Étienne Perrot sj, économiste, est professeur invité à l’Université de Fribourg. Il est l’auteur de plusieurs livres sur l’argent et le discernement managérial, dont Refus du risque et catastrophes financières (Paris, Salvator 2011, 296 p.).

Le succès non démenti des magazines people, qui nous présentent les stars du show business, du sport, de la vieille tradition royale, de l’industrie ou de la finance, paraît conforter cette idée: l’argent fait le bonheur. Ces gens paraissent heureux de ne jamais devoir compter, tellement l’argent leur tombe du ciel. On les voit dans les magazines, entre deux publicités pour des produits de luxe, souriant sur fond d’îles enchantées ou de palais dorés.
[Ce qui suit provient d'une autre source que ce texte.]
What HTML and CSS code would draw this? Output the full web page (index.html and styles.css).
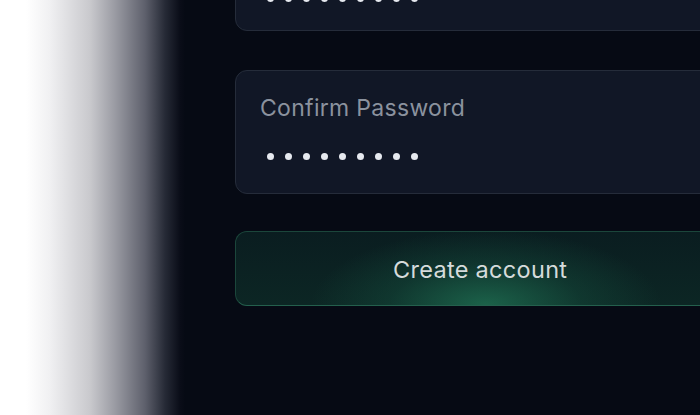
FILE: index.html
```html
<!DOCTYPE html>
<html>
<head>
<meta charset="utf-8">
<link rel="stylesheet" href="styles.css">
</head>
<body>
<div class="page">
  <div class="shade"></div>
  <div class="form">
    <div class="field field-top">
      <div class="dots">
        <span></span><span></span><span></span><span></span><span></span><span></span><span></span><span></span><span></span>
      </div>
    </div>
    <div class="field field-main">
      <div class="label">Confirm Password</div>
      <div class="dots">
        <span></span><span></span><span></span><span></span><span></span><span></span><span></span><span></span><span></span>
      </div>
    </div>
    <div class="button">Create account</div>
  </div>
</div>
</body>
</html>
```
FILE: styles.css
```css
html, body {
  margin: 0;
  padding: 0;
  width: 700px;
  height: 415px;
  overflow: hidden;
  background: #060a14;
}
.page {
  display: flex;
  height: 415px;
  font-family: Inter, "Noto Sans", sans-serif;
}
.shade {
  width: 185px;
  flex-shrink: 0;
  background: linear-gradient(90deg, #ffffff 0px, #ffffff 26px, #f0f0f2 50px, #c9c9cd 90px, #9a9ba3 115px, #5e606c 145px, #262a36 165px, #0a0d18 180px, #060a14 185px);
}
.form {
  display: flex;
  flex-direction: column;
  padding-left: 50px;
  width: 480px;
  flex-shrink: 0;
  margin-top: -87px;
}
.field {
  box-sizing: border-box;
  height: 124px;
  border: 1px solid #252c3a;
  border-radius: 12px;
  background: #111726;
  padding: 22px 0 0 24px;
}
.field-top {
  height: 118px;
  padding-top: 81px;
}
.field-main {
  margin-top: 39px;
}
.label {
  font-size: 23px;
  line-height: 30px;
  color: #8b929e;
  letter-spacing: 0.3px;
}
.dots {
  display: flex;
  gap: 11px;
  padding-left: 7px;
  margin-top: 30px;
}
.field-top .dots {
  margin-top: 0;
}
.dots span {
  width: 7px;
  height: 7px;
  border-radius: 50%;
  background: #e6e9ef;
}
.button {
  box-sizing: border-box;
  margin-top: 37px;
  height: 75px;
  border: 1px solid #1b463b;
  border-bottom-color: #24604d;
  border-radius: 12px;
  background:
    radial-gradient(ellipse 175px 75px at 250px 100%, rgba(30,108,80,0.85), rgba(22,82,64,0.4) 55%, rgba(0,0,0,0) 100%),
    linear-gradient(180deg, #0a1d20, #0c2624);
  display: flex;
  align-items: center;
  padding-left: 157px;
  padding-top: 2px;
  font-size: 23.5px;
  color: #d5dbdb;
  letter-spacing: 0.3px;
}
```
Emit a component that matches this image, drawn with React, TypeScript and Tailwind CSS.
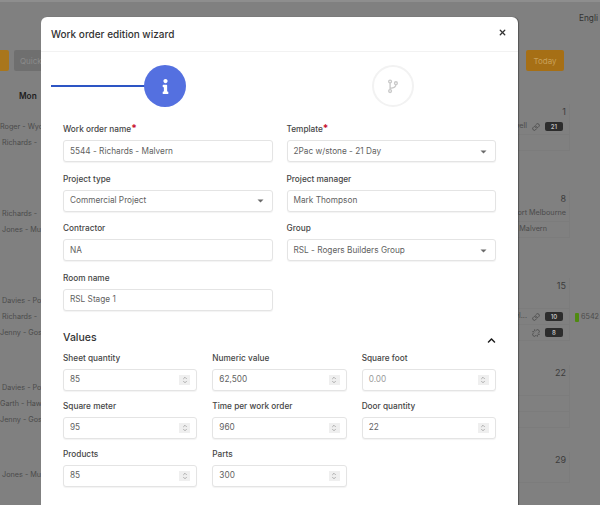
import { ChevronDown, ChevronUp, Link, Unlink, X } from "lucide-react"
import { FaChevronUp, FaInfo } from "react-icons/fa"

type CalEvent = {
  left: string
  tail?: string
  tailPad?: string
  icon?: "link" | "unlink"
  badge?: string
  next?: boolean
}

const weeks: { day: string; events: CalEvent[] }[] = [
  {
    day: "1",
    events: [
      { left: "Roger - Wyc", tail: "Stawell", icon: "link", badge: "21" },
      { left: " Richards -" },
    ],
  },
  {
    day: "8",
    events: [
      { left: " Richards -", tail: "Port Melbourne", tailPad: "pr-[3px]" },
      { left: " Jones - Mu", tail: "- Malvern", tailPad: "pr-[22px]" },
    ],
  },
  {
    day: "15",
    events: [
      { left: " Davies - Po" },
      { left: " Richards -", tail: "Newl...", icon: "link", badge: "10", next: true },
      { left: "Jenny - Gos", icon: "unlink", badge: "8" },
    ],
  },
  {
    day: "22",
    events: [
      { left: " Davies - Po" },
      { left: "Garth - Haw" },
      { left: "Jenny - Gos" },
    ],
  },
  {
    day: "29",
    events: [{ left: " Jones - Mu" }],
  },
]

function Week({ day, events }: { day: string; events: CalEvent[] }) {
  return (
    <div className="h-[87px]">
      <div className="flex h-[15px] justify-end pr-[30px]">
        <div className="w-[52px] border-r border-[#7c7c7c] pr-[3px] text-right text-[9px] leading-[15px] text-[#3c3c3c]">
          {day}
        </div>
      </div>
      {events.map((e, i) => (
        <div key={i} className="flex h-4 items-center text-[7.25px] text-[#4b4b4b]">
          <div className="w-[41px] overflow-hidden whitespace-pre">{e.left}</div>
          <div className="flex-1" />
          <div className={`flex h-4 w-[52px] items-center justify-end gap-[5px] whitespace-nowrap border-b border-r border-[#7c7c7c] ${e.tailPad ?? "pr-[6px]"}`}>
            {e.tail && <span className="shrink-0">{e.tail}</span>}
            {e.icon === "link" && <Link size={8} className="shrink-0 text-[#3c3c3c]" />}
            {e.icon === "unlink" && <Unlink size={8} className="shrink-0 text-[#3c3c3c]" />}
            {e.badge && (
              <span className="flex h-[9px] w-[18px] shrink-0 items-center justify-center rounded-[2px] bg-[#2c2c2c] text-[6px] font-semibold text-[#bdbdbd]">
                {e.badge}
              </span>
            )}
          </div>
          <div className="flex w-[30px] items-center gap-[2px] pl-[5px]">
            {e.next && (
              <>
                <span className="h-[9px] w-1 rounded-[1px] bg-[#4f8a10]" />
                <span>6542</span>
              </>
            )}
          </div>
        </div>
      ))}
    </div>
  )
}

function Label({ text, required }: { text: string; required?: boolean }) {
  return (
    <div className="mb-1 h-[14px] text-[8.25px] font-medium leading-[14px] text-[#454545]">
      {text}
      {required && <span className="text-[10px] font-bold leading-none text-[#c8102e]">*</span>}
    </div>
  )
}

function Field({ label, value, required, select }: { label: string; value: string; required?: boolean; select?: boolean }) {
  return (
    <div>
      <Label text={label} required={required} />
      <div className="flex h-[22px] items-center justify-between rounded-[3px] border border-[#e4e4e4] bg-white pl-[6px] pr-[8px] text-[8.25px] text-[#5f5f5f] shadow-[0_1px_1px_rgba(0,0,0,0.05)]">
        <span>{value}</span>
        {select && (
          <svg width="7" height="4" viewBox="0 0 7 4" className="mt-[1px]">
            <path d="M0.5 0.5h6L3.5 3.5z" fill="#6b6b6b" />
          </svg>
        )}
      </div>
    </div>
  )
}

function NumberField({ label, value, muted }: { label: string; value: string; muted?: boolean }) {
  return (
    <div>
      <Label text={label} />
      <div className="flex h-[22px] items-center justify-between rounded-[3px] border border-[#e4e4e4] bg-white pl-[6px] pr-[6px] text-[8.25px] shadow-[0_1px_1px_rgba(0,0,0,0.05)]">
        <span className={muted ? "text-[#9a9a9a]" : "text-[#5f5f5f]"}>{value}</span>
        <div className="flex h-[10px] w-[11px] flex-col items-center justify-center bg-[#efefef] text-[#6f6f6f]">
          <ChevronUp size={6} strokeWidth={2} className="-mb-[1px]" />
          <ChevronDown size={6} strokeWidth={2} className="-mt-[1px]" />
        </div>
      </div>
    </div>
  )
}

export default function App() {
  return (
    <div className="relative h-[505px] w-[600px] overflow-hidden bg-[#808080] font-['Inter','Liberation_Sans',sans-serif]">
      <div className="flex h-[50px] items-start overflow-hidden border-t-2 border-[#8e8e8e] pl-[579px] pt-[10px]">
        <span className="text-[8.25px] text-[#333333]">Engli</span>
      </div>

      <div className="flex h-[21px] items-stretch justify-between text-[8px]">
        <div className="flex gap-[5px]">
          <div className="w-[9px] rounded-r-[2px] bg-[#a9761c]" />
          <div className="flex w-[28px] items-center overflow-hidden rounded-l-[2px] bg-[#6f6f6f] pl-[6px] text-[#8b8b8b]">Quick</div>
        </div>
        <div className="mr-[36px] flex w-[38px] items-center justify-center rounded-[2px] bg-[#a66f15] text-[#c9a15a]">Today</div>
      </div>

      <div className="h-[33px] pl-[19px] pt-[19px] text-[8.25px] font-semibold leading-[12px] text-[#1c1c1c]">Mon</div>

      {weeks.map((w) => (
        <Week key={w.day} day={w.day} events={w.events} />
      ))}

      <div className="absolute left-[41px] top-[17px] h-[520px] w-[477px] rounded-[6px] bg-white shadow-[1px_0_1px_rgba(0,0,0,0.35)]">
        <div className="flex h-[35px] items-center justify-between border-b border-[#f2f2f2] pl-[10px] pr-[11px]">
          <span className="mt-[1px] text-[10px] font-medium text-[#333333]">Work order edition wizard</span>
          <X size={9} strokeWidth={3.5} className="-mt-[4px] text-[#333333]" />
        </div>

        <div className="flex items-center pb-[15px] pl-[10px] pt-[13px]">
          <div className="h-[2px] w-[94px] bg-[#2d55c4]" />
          <div className="-ml-[1px] flex h-[42px] w-[42px] items-center justify-center rounded-full bg-[#5470e0] text-white">
            <FaInfo size={15} />
          </div>
          <div className="ml-[186px] flex h-[42px] w-[42px] items-center justify-center rounded-full border-2 border-[#f2f2f2]">
            <svg width="12" height="15" viewBox="0 0 14 18" fill="none" stroke="#c9c9c9" strokeWidth="1.6">
              <circle cx="3.5" cy="3" r="1.7" />
              <circle cx="3.5" cy="14.5" r="1.7" />
              <circle cx="10.5" cy="5" r="1.7" />
              <path d="M3.5 4.7v8.1M10.5 6.7c0 3-2 4.3-7 4.6" />
            </svg>
          </div>
        </div>

        <div className="px-[22px]">
          <div className="grid grid-cols-2 gap-x-[14px] gap-y-[9.5px]">
            <Field label="Work order name" value="5544 - Richards - Malvern" required />
            <Field label="Template" value="2Pac w/stone - 21 Day" required select />
            <Field label="Project type" value="Commercial Project" select />
            <Field label="Project manager" value="Mark Thompson" />
            <Field label="Contractor" value="NA" />
            <Field label="Group" value="RSL - Rogers Builders Group" select />
            <Field label="Room name" value="RSL Stage 1" />
          </div>

          <div className="mb-[6px] mt-[20px] flex h-[14px] items-center justify-between">
            <span className="text-[10.5px] font-medium text-[#333333]">Values</span>
            <FaChevronUp size={9} className="mt-[6px] text-[#1c1c1c]" />
          </div>

          <div className="grid grid-cols-3 gap-x-[15px] gap-y-2">
            <NumberField label="Sheet quantity" value="85" />
            <NumberField label="Numeric value" value="62,500" />
            <NumberField label="Square foot" value="0.00" muted />
            <NumberField label="Square meter" value="95" />
            <NumberField label="Time per work order" value="960" />
            <NumberField label="Door quantity" value="22" />
            <NumberField label="Products" value="85" />
            <NumberField label="Parts" value="300" />
          </div>
        </div>
      </div>
    </div>
  )
}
À un ami qui demandait à un milliardaire combien lui avait coûté le yacht sur lequel ils voguaient, le milliardaire répondit: «Si tu poses la question, c’est que tu n’as pas assez d’argent pour te le payer. Pour qui a de l’argent, la dépense ne compte pas.» Et pour ceux qui en ont beaucoup, l’argent est déconnecté du travail qu’il représente… Même la perversité est piégée par cette connivence entre bonheur et argent. Depuis les orgies romaines jusqu’aux succès en librairie des livres trash d’aujourd’hui, en passant par le marquis de Sade et les libertins du XVIIIe siècle, les plaisirs extrêmes, nourris de la déchéance des plus pauvres, sont réservés aux grands de ce monde, ceux qui ont de quoi dépenser sans souci et qui peuvent tout acheter, y compris, semble-t-il, leur bonne conscience : «Je paie, donc je suis quitte.»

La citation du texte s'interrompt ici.